> Data for this task:
══════

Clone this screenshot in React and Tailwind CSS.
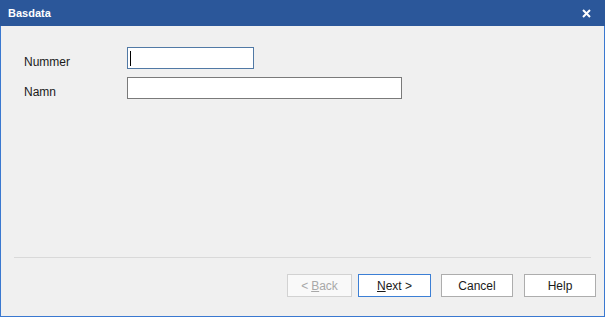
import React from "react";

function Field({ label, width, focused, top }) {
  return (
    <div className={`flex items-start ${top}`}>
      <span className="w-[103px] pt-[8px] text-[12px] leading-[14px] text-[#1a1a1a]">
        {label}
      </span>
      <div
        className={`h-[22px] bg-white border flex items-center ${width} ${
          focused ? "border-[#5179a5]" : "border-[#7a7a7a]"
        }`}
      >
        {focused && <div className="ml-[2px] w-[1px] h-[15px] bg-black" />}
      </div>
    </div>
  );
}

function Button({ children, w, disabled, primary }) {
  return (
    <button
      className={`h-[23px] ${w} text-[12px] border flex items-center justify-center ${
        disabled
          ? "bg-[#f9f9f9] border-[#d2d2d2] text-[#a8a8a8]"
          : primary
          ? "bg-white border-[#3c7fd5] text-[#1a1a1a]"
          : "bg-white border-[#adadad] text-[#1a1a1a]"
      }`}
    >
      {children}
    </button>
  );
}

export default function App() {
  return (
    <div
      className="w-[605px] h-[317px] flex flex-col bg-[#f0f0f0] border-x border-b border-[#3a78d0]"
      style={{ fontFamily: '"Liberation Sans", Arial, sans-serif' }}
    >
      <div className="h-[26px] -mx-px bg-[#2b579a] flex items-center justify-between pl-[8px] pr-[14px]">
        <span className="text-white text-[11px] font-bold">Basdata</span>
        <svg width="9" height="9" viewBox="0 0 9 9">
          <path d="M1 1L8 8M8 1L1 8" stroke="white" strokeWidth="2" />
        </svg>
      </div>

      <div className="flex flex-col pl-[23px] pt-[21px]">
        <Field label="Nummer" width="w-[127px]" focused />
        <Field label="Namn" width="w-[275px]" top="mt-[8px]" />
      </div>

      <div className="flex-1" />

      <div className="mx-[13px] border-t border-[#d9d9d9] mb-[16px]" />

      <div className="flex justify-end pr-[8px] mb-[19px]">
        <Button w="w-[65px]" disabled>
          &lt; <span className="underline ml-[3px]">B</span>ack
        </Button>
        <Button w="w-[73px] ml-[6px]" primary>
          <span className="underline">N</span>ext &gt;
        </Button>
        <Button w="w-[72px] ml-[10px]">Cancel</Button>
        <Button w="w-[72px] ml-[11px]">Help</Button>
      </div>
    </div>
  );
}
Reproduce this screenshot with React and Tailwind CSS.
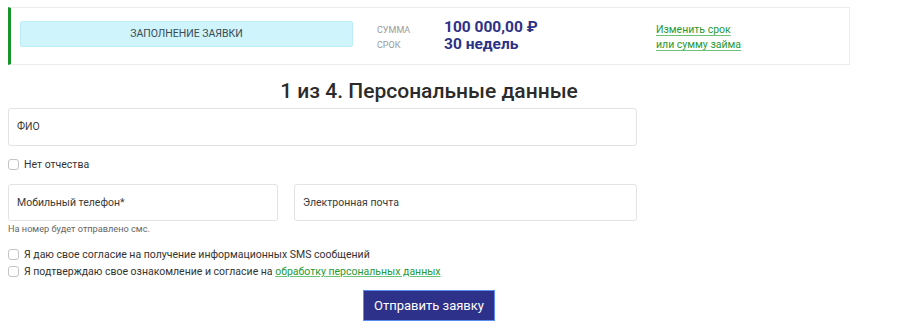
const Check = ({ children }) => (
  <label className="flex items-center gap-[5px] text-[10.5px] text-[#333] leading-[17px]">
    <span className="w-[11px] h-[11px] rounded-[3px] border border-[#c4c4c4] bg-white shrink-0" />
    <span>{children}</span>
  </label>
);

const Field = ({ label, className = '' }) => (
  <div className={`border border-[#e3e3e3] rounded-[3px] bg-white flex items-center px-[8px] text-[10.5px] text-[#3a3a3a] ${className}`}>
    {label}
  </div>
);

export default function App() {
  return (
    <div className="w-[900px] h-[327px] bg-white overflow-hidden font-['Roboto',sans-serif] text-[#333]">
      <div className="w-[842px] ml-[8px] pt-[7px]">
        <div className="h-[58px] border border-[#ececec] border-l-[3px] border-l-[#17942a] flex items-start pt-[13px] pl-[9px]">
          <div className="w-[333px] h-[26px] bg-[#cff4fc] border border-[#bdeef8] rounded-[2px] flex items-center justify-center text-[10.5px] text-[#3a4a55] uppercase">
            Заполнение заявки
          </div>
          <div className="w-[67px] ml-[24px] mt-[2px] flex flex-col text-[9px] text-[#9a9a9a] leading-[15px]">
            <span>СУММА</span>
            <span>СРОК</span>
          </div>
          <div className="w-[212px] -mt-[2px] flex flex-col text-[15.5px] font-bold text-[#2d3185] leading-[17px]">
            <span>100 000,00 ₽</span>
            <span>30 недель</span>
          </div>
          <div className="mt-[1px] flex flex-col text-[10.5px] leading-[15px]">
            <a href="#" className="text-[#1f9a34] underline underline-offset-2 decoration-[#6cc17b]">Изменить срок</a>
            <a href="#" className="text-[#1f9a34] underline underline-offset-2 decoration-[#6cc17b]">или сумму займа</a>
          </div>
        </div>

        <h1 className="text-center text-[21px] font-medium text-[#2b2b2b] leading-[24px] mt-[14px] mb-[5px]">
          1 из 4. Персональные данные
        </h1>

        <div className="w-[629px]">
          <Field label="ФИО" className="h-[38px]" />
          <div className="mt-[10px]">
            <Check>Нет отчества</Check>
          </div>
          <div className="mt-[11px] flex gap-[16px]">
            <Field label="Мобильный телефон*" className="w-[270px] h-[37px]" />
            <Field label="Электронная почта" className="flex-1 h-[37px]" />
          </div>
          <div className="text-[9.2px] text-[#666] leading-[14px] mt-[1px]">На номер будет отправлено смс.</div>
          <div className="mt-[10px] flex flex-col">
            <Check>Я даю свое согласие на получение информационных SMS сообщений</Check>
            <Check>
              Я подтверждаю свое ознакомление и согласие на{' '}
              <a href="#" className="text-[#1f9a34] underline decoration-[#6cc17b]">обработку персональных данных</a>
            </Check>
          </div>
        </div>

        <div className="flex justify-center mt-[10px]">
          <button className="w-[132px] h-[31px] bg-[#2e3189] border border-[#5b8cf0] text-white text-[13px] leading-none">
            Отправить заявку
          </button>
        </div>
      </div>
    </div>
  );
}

══════

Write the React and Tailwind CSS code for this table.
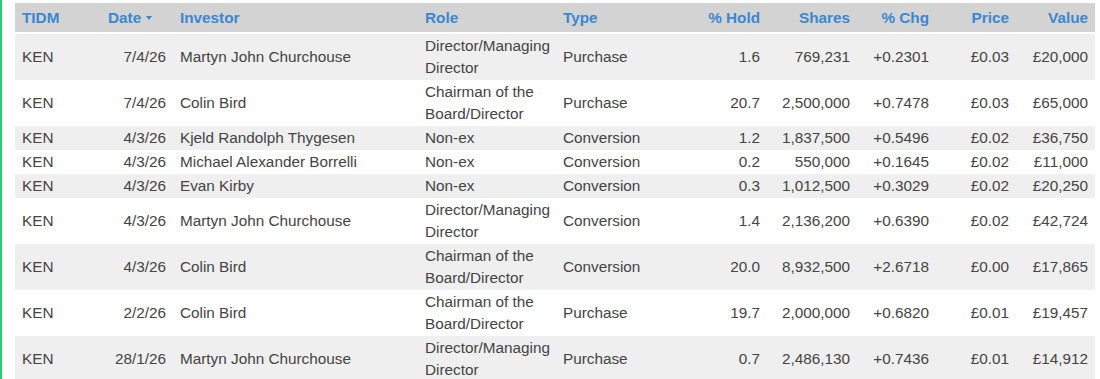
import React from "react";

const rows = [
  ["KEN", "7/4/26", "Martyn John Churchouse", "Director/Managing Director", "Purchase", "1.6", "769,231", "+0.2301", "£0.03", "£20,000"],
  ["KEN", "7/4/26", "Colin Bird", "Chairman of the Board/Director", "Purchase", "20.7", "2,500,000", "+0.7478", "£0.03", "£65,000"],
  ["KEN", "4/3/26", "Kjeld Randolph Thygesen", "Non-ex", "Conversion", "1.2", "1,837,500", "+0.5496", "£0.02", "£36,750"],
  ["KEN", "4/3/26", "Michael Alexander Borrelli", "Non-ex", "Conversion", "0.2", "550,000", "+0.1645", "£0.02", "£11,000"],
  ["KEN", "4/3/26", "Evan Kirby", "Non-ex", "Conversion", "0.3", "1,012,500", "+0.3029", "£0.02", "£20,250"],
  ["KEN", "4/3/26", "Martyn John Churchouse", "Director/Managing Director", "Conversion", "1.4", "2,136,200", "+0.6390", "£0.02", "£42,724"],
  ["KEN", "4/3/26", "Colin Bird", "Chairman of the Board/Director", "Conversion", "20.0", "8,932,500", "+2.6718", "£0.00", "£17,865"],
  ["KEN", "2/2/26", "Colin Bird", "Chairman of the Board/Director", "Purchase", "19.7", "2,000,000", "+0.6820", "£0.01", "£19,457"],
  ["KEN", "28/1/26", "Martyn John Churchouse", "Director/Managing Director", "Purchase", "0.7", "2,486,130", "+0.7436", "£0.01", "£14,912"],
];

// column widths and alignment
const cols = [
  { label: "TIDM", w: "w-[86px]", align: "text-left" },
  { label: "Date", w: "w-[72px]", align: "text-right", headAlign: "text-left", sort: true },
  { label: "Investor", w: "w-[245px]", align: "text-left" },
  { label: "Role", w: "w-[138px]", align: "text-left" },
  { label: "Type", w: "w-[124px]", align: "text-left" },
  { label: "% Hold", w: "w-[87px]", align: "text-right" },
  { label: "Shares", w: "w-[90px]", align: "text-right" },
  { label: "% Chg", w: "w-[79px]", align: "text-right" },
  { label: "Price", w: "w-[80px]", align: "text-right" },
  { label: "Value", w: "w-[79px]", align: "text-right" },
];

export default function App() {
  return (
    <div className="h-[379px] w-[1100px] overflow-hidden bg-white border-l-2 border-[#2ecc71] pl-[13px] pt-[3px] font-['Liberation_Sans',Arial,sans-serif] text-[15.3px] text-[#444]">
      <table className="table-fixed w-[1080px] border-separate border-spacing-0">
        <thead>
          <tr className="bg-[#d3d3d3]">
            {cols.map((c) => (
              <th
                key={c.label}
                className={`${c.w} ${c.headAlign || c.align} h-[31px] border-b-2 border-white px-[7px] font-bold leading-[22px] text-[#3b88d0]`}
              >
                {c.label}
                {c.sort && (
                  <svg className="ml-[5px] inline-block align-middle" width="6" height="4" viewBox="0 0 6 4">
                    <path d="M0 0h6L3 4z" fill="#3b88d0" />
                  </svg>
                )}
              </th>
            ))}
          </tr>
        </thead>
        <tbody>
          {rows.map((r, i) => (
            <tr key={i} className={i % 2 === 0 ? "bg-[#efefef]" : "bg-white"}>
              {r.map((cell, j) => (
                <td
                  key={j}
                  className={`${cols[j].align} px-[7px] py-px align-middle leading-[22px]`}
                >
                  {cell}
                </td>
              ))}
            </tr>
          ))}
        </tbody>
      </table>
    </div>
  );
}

══════

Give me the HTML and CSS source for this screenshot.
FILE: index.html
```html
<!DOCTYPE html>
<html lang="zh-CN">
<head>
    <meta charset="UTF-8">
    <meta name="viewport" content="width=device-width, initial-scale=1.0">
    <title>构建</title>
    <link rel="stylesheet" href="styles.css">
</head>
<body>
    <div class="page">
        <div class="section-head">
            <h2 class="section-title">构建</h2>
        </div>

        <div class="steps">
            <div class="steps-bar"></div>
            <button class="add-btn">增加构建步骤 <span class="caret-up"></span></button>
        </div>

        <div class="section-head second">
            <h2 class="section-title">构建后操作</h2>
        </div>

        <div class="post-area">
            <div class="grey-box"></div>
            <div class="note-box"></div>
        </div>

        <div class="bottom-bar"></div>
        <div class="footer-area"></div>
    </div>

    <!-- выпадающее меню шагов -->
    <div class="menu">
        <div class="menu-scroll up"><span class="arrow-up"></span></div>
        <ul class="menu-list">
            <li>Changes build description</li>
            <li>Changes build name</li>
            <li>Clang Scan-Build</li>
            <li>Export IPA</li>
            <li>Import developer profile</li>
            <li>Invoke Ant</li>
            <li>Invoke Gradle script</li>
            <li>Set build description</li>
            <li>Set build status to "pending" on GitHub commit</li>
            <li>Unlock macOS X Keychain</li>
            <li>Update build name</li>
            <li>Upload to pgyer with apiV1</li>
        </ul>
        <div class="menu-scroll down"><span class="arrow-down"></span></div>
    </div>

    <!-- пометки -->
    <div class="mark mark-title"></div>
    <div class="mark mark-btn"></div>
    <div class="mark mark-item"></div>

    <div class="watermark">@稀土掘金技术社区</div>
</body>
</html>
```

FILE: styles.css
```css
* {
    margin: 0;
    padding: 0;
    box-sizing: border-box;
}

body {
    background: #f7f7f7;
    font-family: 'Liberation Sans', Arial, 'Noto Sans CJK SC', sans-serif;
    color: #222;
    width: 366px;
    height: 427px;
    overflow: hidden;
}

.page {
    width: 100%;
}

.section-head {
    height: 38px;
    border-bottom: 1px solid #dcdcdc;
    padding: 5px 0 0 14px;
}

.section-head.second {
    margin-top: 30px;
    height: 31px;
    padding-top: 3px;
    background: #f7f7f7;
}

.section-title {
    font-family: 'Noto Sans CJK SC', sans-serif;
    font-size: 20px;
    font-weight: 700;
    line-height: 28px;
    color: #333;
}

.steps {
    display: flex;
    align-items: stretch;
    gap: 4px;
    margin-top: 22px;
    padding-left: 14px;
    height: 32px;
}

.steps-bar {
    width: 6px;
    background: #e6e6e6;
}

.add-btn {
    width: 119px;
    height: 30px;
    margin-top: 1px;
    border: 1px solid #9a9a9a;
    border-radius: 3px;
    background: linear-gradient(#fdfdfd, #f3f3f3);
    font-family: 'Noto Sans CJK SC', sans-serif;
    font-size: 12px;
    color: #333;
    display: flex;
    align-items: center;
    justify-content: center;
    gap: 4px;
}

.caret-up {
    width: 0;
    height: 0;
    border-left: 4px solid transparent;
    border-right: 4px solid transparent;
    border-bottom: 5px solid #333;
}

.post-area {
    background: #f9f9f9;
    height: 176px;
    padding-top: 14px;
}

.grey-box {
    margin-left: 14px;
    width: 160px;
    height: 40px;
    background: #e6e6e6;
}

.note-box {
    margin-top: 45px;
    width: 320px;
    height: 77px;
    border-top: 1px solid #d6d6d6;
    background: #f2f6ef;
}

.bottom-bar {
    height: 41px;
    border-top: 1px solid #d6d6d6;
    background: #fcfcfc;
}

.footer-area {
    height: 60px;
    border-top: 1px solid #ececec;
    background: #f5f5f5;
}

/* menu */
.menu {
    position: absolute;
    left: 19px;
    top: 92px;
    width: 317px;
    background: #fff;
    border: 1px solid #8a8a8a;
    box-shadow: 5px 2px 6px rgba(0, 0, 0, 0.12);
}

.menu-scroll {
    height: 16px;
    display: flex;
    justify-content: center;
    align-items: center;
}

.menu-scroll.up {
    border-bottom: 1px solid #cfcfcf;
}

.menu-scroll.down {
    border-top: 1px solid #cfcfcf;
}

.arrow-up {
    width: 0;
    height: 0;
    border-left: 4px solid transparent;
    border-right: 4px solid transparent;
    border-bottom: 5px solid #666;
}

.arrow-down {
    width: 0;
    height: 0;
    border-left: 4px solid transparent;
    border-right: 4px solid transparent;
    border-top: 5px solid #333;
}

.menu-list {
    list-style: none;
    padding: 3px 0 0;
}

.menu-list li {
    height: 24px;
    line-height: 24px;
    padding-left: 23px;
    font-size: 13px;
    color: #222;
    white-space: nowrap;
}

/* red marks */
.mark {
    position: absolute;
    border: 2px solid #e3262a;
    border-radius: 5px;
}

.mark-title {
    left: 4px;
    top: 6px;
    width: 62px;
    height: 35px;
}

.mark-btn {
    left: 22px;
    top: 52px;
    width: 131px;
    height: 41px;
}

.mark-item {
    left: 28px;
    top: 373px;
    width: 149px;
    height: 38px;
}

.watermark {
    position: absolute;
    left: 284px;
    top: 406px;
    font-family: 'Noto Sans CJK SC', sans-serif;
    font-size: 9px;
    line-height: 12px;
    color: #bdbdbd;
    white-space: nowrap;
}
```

══════

> Work to be completed: Using the material above, gather every line that includes "with".

> Task response:
Reproduce this screenshot with React and Tailwind CSS.
            <li>Upload to pgyer with apiV1</li>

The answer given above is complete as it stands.